Statute Law Revision Act 1894
- Parliament of the United Kingdom
- Long title: An Act for further promoting the Revision of the Statute Law by repealing Enactments which have ceased to be in force or have become unnecessary.
- Citation: 57 & 58 Vict. c. 56
- Territorial extent: United Kingdom

Dates
- Royal assent: 25 August 1894
- Commencement: 25 August 1894
- Repealed: 5 November 1993

Other legislation
- Amended by: Statute Law Revision Act 1908; Courts Act 1971; Administration of Justice Act 1977;
- Repealed by: Statute Law (Repeals) Act 1993
- Relates to: Repeal of Obsolete Statutes Act 1856; See Statute Law Revision Act;

Status: Repealed

Text of statute as originally enacted

= Statute Law Revision Act 1894 =

Act of the Parliament of the United Kingdom

The Statute Law Revision Act 1894 (57 & 58 Vict. c. 56) is an act of the Parliament of the United Kingdom.

== Provisions ==

=== Substituted repeals ===
Section 3 of the act provided that the second schedule to the act was to be substituted for so much of the Statute Law Revision (No. 2) Act 1888 (51 & 52 Vict. c. 57) and of the Statute Law Revision Act 1892 as related to the Small Debt (Scotland) Act 1837 and to 4 & 5 Vict. c. 10, and that the said Statute Law Revision Acts were to be read and construed accordingly.

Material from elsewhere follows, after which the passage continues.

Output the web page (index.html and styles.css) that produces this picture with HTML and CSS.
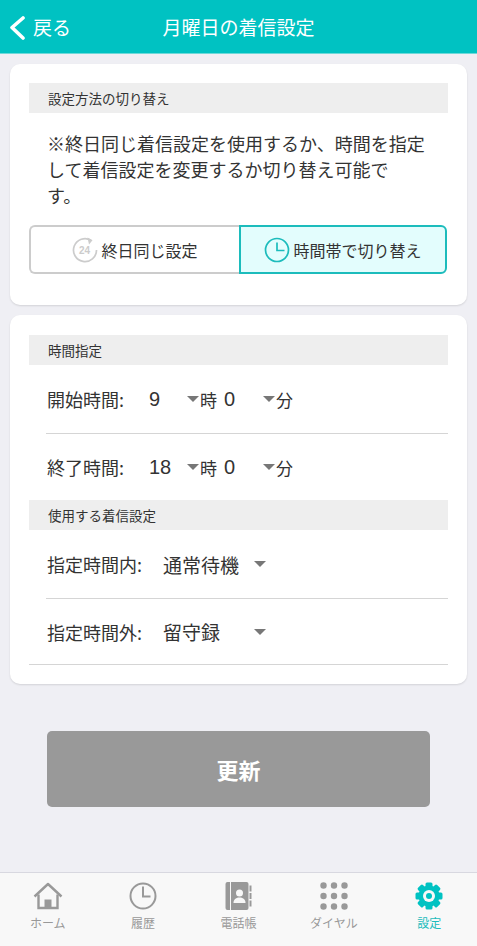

== Subsequent developments ==
Section 3 of, and the first and second schedules to, the act were repealed by section 1 of, and the schedule to, the Statute Law Revision Act 1908 (8 Edw. 7. c. 49), which came into force on 21 December 1908.

The words "to the court of the county palatine of Lancaster or" in section 2 of the act were repealed by section 56(4) of, and part II of schedule 11 to, the Courts Act 1971, which came into force on 1 January 1972.

Section 2 of the act was repealed by section 32(4) of, and part V of schedule 5 to, the Administration of Justice Act 1977, which came into force on 29 July 1977.

The enactments which were repealed (whether for the whole or any part of the United Kingdom) by the act were repealed so far as they extended to the Isle of Man by section 1(1) of, and schedule 1 to, the Statute Law Revision (Isle of Man) Act 1991, which came into force on 25 July 1991.

The whole act was repealed by section 1(1) of, and group 1 of part XVI of schedule 1 to, the Statute Law (Repeals) Act 1993, which came into force on 5 November 1993.

The act was retained for the Republic of Ireland by section 2(2)(a) of, and part 4 of schedule 1 to, the Statute Law Revision Act 2007, which came into force on 8 May 2007.